Yup :-) I realised my mistake at about 3am on Sunday...
However I still think (finally) does something *slightly* different to
what is done by (dynamic-wind): where (dynamic-wind) executes its
third thunk on *any* throw past it, I'd expect (finally) to be
triggered by only either normal return, or exception-throw. That is,
the finally-clause gets installed *as an exception-handler*, not a
general unwinder. Perhaps (apologies for the untested, lowlevel
macro):
(define-macro (finally final-exp body . rest)
(let ((exn (gensym))
(result (gensym)))
`(with-exception-handler
(lambda (,exn)
,final-exp
(raise ,exn)) ; note[1]
(lambda ()
(let ((,result (begin
,body
,@rest)))
,final-exp
,result)))))
[1] I'm assuming here (I hope I read the SRFI correctly?) that (raise)

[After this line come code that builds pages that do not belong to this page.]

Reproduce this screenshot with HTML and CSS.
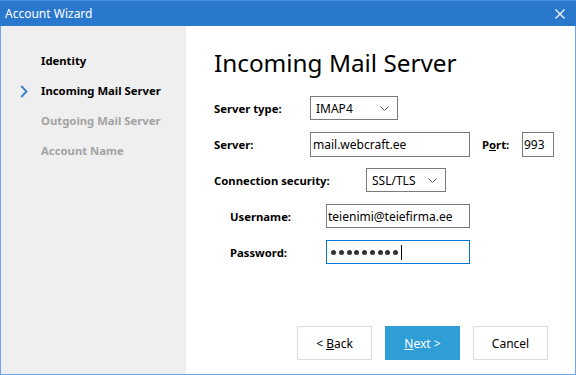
FILE: index.html
```html
<!DOCTYPE html>
<html lang="en">
<head>
<meta charset="utf-8">
<title>Account Wizard</title>
<link rel="stylesheet" href="styles.css">
</head>
<body>
<div class="window">
  <header class="titlebar">
    <span class="title">Account Wizard</span>
    <svg class="close" width="10" height="10" viewBox="0 0 10 10"><path d="M0.5 0.5L9.5 9.5M9.5 0.5L0.5 9.5" stroke="#fff" stroke-width="1.2" fill="none"/></svg>
  </header>
  <div class="content">
    <nav class="sidebar">
      <ul class="steps">
        <li class="step done">Identity</li>
        <li class="step current"><svg class="chev" width="8" height="13" viewBox="0 0 8 13"><path d="M1.2 1L6.5 6.5L1.2 12" stroke="#3b86cf" stroke-width="2" fill="none"/></svg>Incoming Mail Server</li>
        <li class="step todo">Outgoing Mail Server</li>
        <li class="step todo">Account Name</li>
      </ul>
    </nav>
    <main class="main">
      <h1 class="heading">Incoming Mail Server</h1>
      <div class="form">
        <div class="row">
          <span class="label w96">Server type:</span>
          <div class="select w88"><span class="val">IMAP4</span><svg class="caret" width="9" height="5" viewBox="0 0 9 5"><path d="M0.5 0.5L4.5 4.5L8.5 0.5" stroke="#555" stroke-width="1" fill="none"/></svg></div>
        </div>
        <div class="row">
          <span class="label w96">Server:</span>
          <div class="field w160 tall">mail.webcraft.ee</div>
          <span class="label port">P<u>o</u>rt:</span>
          <div class="field w32 tall tight">993</div>
        </div>
        <div class="row">
          <span class="label w152">Connection security:</span>
          <div class="select w80"><span class="val">SSL/TLS</span><svg class="caret" width="9" height="5" viewBox="0 0 9 5"><path d="M0.5 0.5L4.5 4.5L8.5 0.5" stroke="#555" stroke-width="1" fill="none"/></svg></div>
        </div>
        <div class="row indent">
          <span class="label w96">Username:</span>
          <div class="field w144 tight">teienimi@teiefirma.ee</div>
        </div>
        <div class="row indent">
          <span class="label w96">Password:</span>
          <div class="field w144 focus"><span class="dots"><i></i><i></i><i></i><i></i><i></i><i></i><i></i><i></i><i></i></span><span class="cursor"></span></div>
        </div>
      </div>
      <div class="buttons">
        <button class="btn">&lt; <u>B</u>ack</button>
        <button class="btn primary"><u>N</u>ext &gt;</button>
        <button class="btn">Cancel</button>
      </div>
    </main>
  </div>
</div>
</body>
</html>
```
FILE: styles.css
```css
* { box-sizing: border-box; }
html, body { margin: 0; padding: 0; background: #fff; }
body { font-family: "Noto Sans", "Open Sans", sans-serif; font-size: 12px; color: #000; }

.window {
  width: 576px;
  height: 375px;
  border: 1px solid #68a8f2;
  border-top: 0;
  display: flex;
  flex-direction: column;
  background: #fff;
}

.titlebar {
  height: 26px;
  margin: 0 -1px;
  padding: 0 11px 0 5px;
  background: #2a78cd;
  border-top: 1px solid #4a8ddb;
  display: flex;
  align-items: center;
  justify-content: space-between;
  flex: none;
}
.title { color: #fff; font-size: 12px; }
.close { display: block; }

.content { flex: 1; display: flex; min-height: 0; }

.sidebar {
  width: 185px;
  flex: none;
  background: #efefef;
  padding: 20px 0 0 40px;
}
.steps { list-style: none; margin: 0; padding: 0; }
.step { height: 30px; line-height: 30px; font-weight: bold; font-size: 11.3px; position: relative; }
.step.todo { color: #a3a3a3; }
.chev { position: absolute; left: -21px; top: 9px; }

.main {
  flex: 1;
  min-width: 0;
  display: flex;
  flex-direction: column;
  padding: 21px 27px 14px 28px;
}
.heading {
  margin: 0 0 17px;
  font-size: 24.3px;
  line-height: 32px;
  font-weight: normal;
  color: #000;
}

.form { display: flex; flex-direction: column; gap: 12px; }
.row { display: flex; align-items: center; height: 24px; }
.row.indent { padding-left: 16px; }
.label { font-weight: bold; flex: none; font-size: 11.3px; }
.w96 { width: 96px; }
.w152 { width: 152px; }
.port { width: 40px; margin-left: 12px; }

.select, .field {
  height: 24px;
  border: 1px solid #7a7a7a;
  display: flex;
  align-items: center;
  flex: none;
  background: #fff;
}
.select { padding: 0 8px 0 5px; justify-content: space-between; }
.field { padding-left: 2px; }
.field.tight { padding-left: 1px; }
.field.tall { height: 25px; }
.field.focus { border-color: #0078d7; padding-left: 4px; }
.w88 { width: 88px; }
.w80 { width: 80px; }
.w160 { width: 160px; }
.w144 { width: 144px; }
.w32 { width: 32px; }

.dots { display: flex; gap: 2.75px; }
.dots i { display: block; width: 5px; height: 5px; border-radius: 50%; background: #333; }
.cursor { display: block; width: 1px; height: 15px; background: #000; margin-left: 3px; }

.buttons {
  margin-top: auto;
  display: flex;
  justify-content: flex-end;
  gap: 13px;
}
.btn {
  width: 75px;
  height: 34px;
  border: 1px solid #dcdcdc;
  background: #fff;
  font-family: inherit;
  font-size: 12px;
  color: #000;
  padding: 0;
}
.btn.primary { background: #2f9ed7; border-color: #2f9ed7; color: #fff; }
```
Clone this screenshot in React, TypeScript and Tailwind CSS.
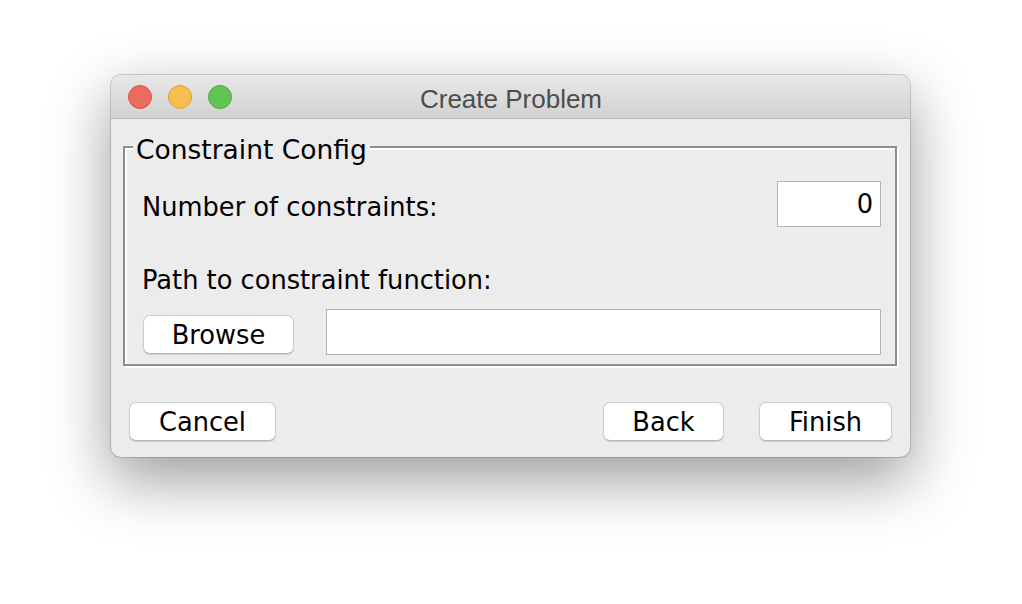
import React from 'react'

const body = { fontFamily: '"DejaVu Sans", "Open Sans", sans-serif' }

const Light = ({ fill, ring }: { fill: string; ring: string }) => (
  <div className={`w-[24px] h-[24px] rounded-full border ${fill} ${ring}`} />
)

const AquaButton = ({ label, w }: { label: string; w: string }) => (
  <button
    className={`${w} h-[39px] pt-[2px] rounded-[7px] bg-white border border-[#cdcdcd] border-b-[#b5b5b5] shadow-[0_1px_1px_rgba(0,0,0,0.12)] text-[25.7px] leading-none text-black flex items-center justify-center`}
    style={body}
  >
    {label}
  </button>
)

export default function App() {
  return (
    <div className="w-[1022px] h-[604px] bg-white pt-[75px] pl-[111px] overflow-hidden">
      <div className="w-[799px] h-[382px] rounded-[10px] bg-[#ececec] overflow-hidden shadow-[0_0_0_1px_rgba(0,0,0,0.16),0_22px_60px_2px_rgba(0,0,0,0.38)]">
        {/* title bar */}
        <div className="h-[44px] grid grid-cols-[1fr_auto_1fr] items-center border-b border-[#bababa] bg-gradient-to-b from-[#e8e8e8] to-[#d2d2d2]">
          <div className="flex items-center gap-[16px] pl-[17px]">
            <Light fill="bg-[#ed6a5e]" ring="border-[#d4564b]" />
            <Light fill="bg-[#f5bf4f]" ring="border-[#d8a240]" />
            <Light fill="bg-[#61c454]" ring="border-[#52a842]" />
          </div>
          <div
            className="text-[26px] leading-none text-[#4d4d4d] pt-[4px] pl-[1px]"
            style={{ fontFamily: '"Liberation Sans", Arial, sans-serif' }}
          >
            Create Problem
          </div>
          <div />
        </div>

        {/* group box */}
        <div className="pt-[27px] pl-[12px]" style={body}>
          <div className="relative w-[774px] h-[220px] border-2 border-[#8d8d8d] shadow-[2px_2px_0_#ffffff,inset_2px_2px_0_#ffffff]">
            <span className="absolute -top-[13px] left-[8px] px-[3px] bg-[#ececec] text-[26.5px] leading-[30px] text-black">
              Constraint Config
            </span>
            <div className="flex flex-col pt-[33px] pl-[17px] pr-[14px] pb-[9px]">
              <div className="flex items-center justify-between h-[46px]">
                <span className="text-[25.7px] leading-[30px] text-black pt-[5px]">Number of constraints:</span>
                <div className="w-[104px] h-[46px] bg-white border border-[#b3b3b3] flex items-center justify-end pr-[7px] text-[25.7px] text-black">
                  0
                </div>
              </div>
              <span className="mt-[38px] text-[25.7px] leading-[30px] text-black">Path to constraint function:</span>
              <div className="mt-[14px] flex items-end gap-[32px] h-[46px]">
                <div className="mb-[1px] pl-[1px]">
                  <AquaButton label="Browse" w="w-[151px]" />
                </div>
                <div className="flex-1 h-[46px] bg-white border border-[#b3b3b3]" />
              </div>
            </div>
          </div>
        </div>

        {/* footer buttons */}
        <div className="flex items-center mt-[36px] px-[18px]" style={body}>
          <AquaButton label="Cancel" w="w-[147px]" />
          <div className="flex-1" />
          <div className="flex gap-[35px]">
            <AquaButton label="Back" w="w-[121px]" />
            <AquaButton label="Finish" w="w-[133px]" />
          </div>
        </div>
      </div>
    </div>
  )
}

within an exception-handler chains to the next enclosing handler.
> (define-syntax finally
> (syntax-rules ()
> ((finally final-exp body . rest)
> (dynamic-wind (lambda () #f)
> (lambda () body . rest)
> (lambda () final-exp)))))
If someone is using call/cc to implement coroutines, or microthreads,
or what-have-you, this means that this
coroutine/thread/dynamic-context will give up its lock on each context
switch. What I was after was relinquishment of the lock when code
either returned normally, or threw an exception...
> The bottom line is that 'finally' is already there but it doesn't
> help as much as you would like.
Well, mostly because it's dynamic-wind, and dynamic-wind doesn't make
any distinctions between various kinds of throw.